→ GIVEN ENTRIES
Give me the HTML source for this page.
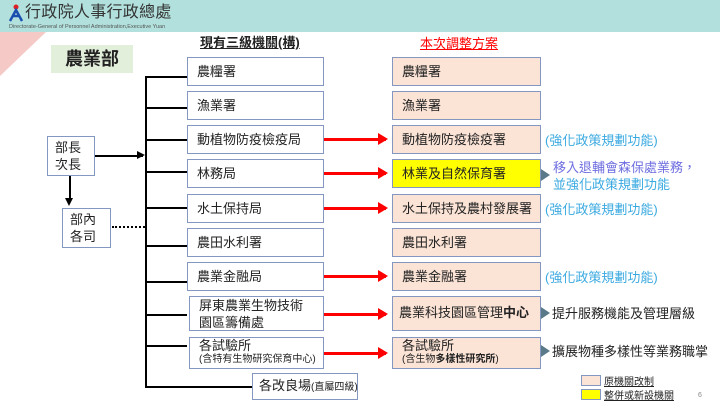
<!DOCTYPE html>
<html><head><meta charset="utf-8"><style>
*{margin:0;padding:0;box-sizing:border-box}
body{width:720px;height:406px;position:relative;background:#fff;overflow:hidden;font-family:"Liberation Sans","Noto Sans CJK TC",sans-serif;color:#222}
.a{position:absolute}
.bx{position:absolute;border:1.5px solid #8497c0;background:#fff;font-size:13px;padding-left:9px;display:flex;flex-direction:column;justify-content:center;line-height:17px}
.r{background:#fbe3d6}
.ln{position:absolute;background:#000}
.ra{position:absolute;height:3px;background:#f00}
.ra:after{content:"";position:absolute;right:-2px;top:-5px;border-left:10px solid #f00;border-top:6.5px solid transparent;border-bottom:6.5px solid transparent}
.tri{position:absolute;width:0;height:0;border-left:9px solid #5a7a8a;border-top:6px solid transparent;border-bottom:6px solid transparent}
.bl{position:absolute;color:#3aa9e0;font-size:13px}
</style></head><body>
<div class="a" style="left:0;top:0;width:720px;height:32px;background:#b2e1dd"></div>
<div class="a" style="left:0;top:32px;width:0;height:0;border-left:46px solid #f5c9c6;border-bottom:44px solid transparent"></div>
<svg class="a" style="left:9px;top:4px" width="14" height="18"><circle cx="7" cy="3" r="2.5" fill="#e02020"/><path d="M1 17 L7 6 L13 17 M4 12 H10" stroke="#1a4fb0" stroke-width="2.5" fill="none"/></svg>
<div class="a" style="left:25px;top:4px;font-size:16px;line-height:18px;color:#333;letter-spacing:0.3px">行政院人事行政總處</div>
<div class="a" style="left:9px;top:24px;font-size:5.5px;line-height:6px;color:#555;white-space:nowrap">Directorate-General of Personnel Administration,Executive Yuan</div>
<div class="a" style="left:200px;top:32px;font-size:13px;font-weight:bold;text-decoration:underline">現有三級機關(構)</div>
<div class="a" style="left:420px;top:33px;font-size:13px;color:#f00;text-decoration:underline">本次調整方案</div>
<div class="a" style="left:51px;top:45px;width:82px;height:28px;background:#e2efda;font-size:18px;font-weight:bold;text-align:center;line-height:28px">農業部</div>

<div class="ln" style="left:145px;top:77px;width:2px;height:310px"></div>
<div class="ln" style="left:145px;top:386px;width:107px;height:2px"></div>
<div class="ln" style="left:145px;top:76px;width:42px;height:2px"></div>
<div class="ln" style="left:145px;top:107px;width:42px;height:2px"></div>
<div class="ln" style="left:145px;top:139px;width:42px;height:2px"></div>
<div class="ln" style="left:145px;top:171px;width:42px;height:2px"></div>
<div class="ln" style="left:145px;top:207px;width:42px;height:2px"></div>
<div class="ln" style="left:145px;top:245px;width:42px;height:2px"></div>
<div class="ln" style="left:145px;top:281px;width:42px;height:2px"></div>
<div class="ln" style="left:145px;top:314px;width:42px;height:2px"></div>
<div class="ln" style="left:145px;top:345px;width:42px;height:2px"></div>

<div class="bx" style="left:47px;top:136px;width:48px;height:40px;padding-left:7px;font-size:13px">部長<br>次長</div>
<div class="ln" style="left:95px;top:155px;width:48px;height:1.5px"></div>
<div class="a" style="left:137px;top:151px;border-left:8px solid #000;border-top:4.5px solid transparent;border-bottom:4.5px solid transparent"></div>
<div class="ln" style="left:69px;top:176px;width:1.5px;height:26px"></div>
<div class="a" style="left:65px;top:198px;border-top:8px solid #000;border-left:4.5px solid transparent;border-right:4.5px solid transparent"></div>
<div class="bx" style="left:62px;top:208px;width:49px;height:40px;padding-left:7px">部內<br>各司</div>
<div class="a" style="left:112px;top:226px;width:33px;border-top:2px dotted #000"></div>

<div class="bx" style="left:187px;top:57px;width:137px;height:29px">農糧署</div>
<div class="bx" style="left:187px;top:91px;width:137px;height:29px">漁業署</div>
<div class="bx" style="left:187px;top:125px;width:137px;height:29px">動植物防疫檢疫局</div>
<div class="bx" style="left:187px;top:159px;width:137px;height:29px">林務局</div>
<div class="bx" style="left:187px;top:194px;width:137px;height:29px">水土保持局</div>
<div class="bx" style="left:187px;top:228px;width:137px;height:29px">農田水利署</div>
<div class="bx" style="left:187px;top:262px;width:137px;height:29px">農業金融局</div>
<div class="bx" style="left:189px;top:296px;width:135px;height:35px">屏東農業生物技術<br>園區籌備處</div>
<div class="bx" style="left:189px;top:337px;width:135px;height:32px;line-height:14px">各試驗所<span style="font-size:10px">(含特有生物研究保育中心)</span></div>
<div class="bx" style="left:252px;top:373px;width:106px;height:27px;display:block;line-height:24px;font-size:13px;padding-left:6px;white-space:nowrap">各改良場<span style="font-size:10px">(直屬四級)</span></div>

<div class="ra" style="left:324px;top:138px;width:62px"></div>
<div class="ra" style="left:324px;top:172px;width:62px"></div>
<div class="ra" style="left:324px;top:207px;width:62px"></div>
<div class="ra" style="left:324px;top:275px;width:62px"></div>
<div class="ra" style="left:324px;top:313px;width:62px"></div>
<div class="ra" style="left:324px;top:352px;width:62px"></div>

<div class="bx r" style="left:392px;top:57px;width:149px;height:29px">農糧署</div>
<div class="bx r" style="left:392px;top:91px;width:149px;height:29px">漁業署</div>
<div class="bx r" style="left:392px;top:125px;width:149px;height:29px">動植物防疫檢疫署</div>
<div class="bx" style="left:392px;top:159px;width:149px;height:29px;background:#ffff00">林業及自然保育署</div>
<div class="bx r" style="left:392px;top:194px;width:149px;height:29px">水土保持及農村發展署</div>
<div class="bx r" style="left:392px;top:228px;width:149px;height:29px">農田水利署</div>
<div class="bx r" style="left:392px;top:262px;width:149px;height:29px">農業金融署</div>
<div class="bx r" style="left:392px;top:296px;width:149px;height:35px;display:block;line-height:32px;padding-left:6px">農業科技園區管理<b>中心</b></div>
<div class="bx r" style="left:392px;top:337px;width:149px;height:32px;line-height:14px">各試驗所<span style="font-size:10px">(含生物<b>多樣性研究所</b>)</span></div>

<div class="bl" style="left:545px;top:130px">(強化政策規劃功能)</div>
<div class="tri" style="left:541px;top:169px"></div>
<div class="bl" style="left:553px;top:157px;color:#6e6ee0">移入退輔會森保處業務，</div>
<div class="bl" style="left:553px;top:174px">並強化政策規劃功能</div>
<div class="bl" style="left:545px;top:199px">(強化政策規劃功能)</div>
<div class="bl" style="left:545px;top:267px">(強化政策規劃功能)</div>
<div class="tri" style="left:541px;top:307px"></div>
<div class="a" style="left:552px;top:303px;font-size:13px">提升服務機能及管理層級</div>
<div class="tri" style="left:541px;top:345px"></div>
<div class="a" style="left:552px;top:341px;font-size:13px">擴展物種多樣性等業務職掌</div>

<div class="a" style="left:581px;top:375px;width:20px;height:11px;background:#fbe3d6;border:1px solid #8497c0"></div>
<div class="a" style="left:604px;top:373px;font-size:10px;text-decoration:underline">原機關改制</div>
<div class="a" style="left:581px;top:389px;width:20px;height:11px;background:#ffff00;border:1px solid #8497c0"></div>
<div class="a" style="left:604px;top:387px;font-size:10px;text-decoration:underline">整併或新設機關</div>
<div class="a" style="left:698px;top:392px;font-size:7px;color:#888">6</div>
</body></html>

* * *

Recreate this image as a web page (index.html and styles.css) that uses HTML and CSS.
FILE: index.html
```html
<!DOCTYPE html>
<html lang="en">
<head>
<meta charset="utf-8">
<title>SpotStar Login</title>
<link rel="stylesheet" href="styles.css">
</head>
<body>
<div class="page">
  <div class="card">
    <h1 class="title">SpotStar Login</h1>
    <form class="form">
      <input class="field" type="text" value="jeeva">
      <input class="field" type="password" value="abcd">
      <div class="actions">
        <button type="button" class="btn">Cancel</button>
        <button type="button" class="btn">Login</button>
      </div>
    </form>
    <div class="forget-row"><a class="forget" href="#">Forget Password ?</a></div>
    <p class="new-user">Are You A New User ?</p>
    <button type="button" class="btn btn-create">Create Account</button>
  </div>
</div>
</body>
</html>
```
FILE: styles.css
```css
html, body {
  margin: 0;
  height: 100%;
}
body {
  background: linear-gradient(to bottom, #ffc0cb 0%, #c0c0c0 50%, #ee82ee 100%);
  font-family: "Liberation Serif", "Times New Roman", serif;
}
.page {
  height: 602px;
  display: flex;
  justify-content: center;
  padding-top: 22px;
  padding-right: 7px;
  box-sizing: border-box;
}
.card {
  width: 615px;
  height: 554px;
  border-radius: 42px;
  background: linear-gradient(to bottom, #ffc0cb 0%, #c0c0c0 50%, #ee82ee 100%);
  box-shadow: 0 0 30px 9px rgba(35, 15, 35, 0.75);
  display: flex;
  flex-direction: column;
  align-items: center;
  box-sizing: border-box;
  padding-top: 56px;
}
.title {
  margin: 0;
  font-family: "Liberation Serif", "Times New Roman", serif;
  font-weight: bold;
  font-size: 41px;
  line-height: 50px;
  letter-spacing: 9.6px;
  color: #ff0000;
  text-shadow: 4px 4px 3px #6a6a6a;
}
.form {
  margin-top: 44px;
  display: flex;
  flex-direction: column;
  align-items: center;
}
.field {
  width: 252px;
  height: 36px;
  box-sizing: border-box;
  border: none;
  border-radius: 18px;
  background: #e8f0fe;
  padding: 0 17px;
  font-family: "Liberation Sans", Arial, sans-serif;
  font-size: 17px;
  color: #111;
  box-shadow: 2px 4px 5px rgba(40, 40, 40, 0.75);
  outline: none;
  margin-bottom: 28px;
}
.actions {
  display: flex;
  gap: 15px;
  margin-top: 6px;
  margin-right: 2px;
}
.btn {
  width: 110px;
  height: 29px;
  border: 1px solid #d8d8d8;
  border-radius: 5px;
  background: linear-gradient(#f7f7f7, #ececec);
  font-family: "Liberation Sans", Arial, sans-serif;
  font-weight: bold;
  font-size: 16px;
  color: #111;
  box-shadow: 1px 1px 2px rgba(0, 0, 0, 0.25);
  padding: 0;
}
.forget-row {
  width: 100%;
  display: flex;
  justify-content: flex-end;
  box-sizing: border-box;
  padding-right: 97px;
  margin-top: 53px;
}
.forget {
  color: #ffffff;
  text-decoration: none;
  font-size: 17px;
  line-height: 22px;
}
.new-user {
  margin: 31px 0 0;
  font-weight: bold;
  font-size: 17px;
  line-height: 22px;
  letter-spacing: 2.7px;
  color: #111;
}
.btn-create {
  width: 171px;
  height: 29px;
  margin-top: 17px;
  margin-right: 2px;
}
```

→ DIRECTION
Copy all lines from the entries that contain the word "index".

→ TASK ANSWER
Recreate this image as a web page (index.html and styles.css) that uses HTML and CSS.
FILE: index.html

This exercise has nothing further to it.